**Required task**:
From the entries that follow, extract each line holding the string "this".

** BEGIN Given entries **

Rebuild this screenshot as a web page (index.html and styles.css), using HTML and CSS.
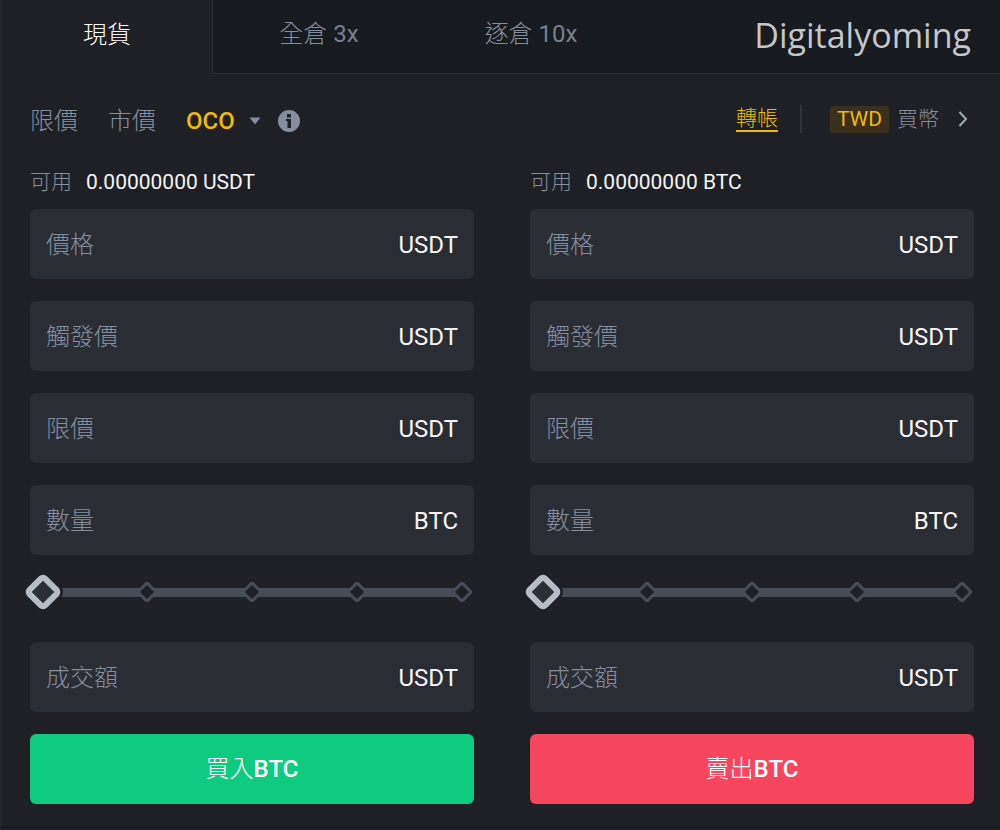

** END Given entries **
** BEGIN Given entries **

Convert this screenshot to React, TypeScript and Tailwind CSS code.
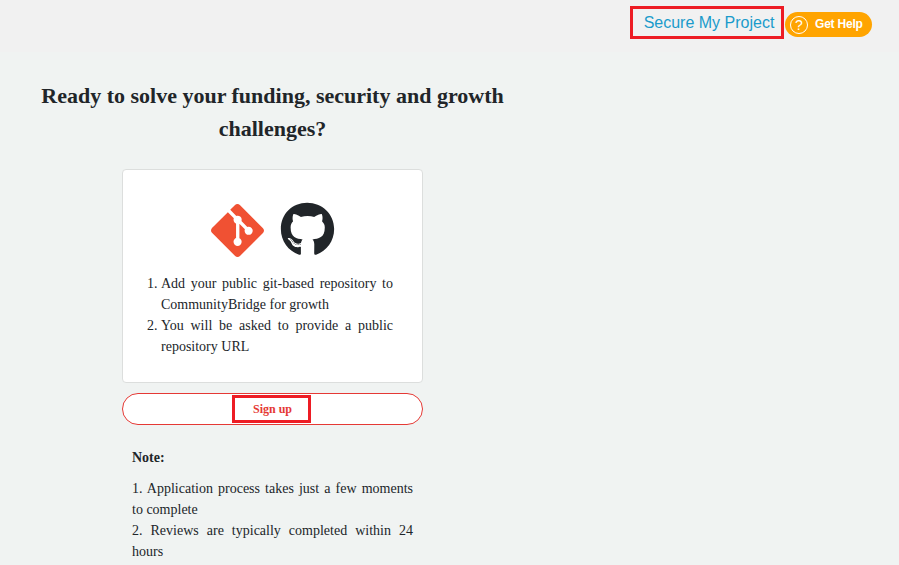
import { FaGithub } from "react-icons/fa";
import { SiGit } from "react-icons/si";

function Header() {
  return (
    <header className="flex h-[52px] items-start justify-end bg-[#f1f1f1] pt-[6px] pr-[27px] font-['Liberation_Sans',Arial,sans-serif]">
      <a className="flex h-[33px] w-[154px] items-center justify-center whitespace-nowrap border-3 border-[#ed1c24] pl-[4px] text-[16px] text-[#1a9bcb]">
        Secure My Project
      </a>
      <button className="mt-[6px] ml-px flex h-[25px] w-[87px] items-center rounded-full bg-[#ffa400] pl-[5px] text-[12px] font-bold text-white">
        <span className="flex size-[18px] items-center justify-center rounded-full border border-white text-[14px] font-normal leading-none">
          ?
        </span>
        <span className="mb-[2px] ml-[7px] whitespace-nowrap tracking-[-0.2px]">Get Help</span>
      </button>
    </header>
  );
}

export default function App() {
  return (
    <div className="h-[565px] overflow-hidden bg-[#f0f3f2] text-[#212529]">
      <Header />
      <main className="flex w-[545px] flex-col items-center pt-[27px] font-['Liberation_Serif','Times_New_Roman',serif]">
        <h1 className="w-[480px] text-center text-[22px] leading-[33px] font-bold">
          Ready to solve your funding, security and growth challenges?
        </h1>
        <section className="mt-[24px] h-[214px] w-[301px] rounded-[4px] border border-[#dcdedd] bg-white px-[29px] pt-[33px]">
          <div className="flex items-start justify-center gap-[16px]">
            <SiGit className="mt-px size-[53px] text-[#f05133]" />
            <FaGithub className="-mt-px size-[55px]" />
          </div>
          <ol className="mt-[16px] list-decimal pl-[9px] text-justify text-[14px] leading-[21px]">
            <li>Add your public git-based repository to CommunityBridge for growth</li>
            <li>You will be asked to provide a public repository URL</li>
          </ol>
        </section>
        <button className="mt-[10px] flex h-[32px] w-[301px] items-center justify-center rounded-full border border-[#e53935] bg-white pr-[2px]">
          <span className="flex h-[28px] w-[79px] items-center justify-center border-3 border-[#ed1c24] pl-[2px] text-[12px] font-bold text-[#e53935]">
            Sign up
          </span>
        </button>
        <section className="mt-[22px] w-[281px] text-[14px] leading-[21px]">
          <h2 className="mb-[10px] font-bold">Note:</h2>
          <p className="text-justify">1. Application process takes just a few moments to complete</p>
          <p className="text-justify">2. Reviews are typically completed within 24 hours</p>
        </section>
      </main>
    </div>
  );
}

** END Given entries **

**Full answer**:
Rebuild this screenshot as a web page (index.html and styles.css), using HTML and CSS.
Convert this screenshot to React, TypeScript and Tailwind CSS code.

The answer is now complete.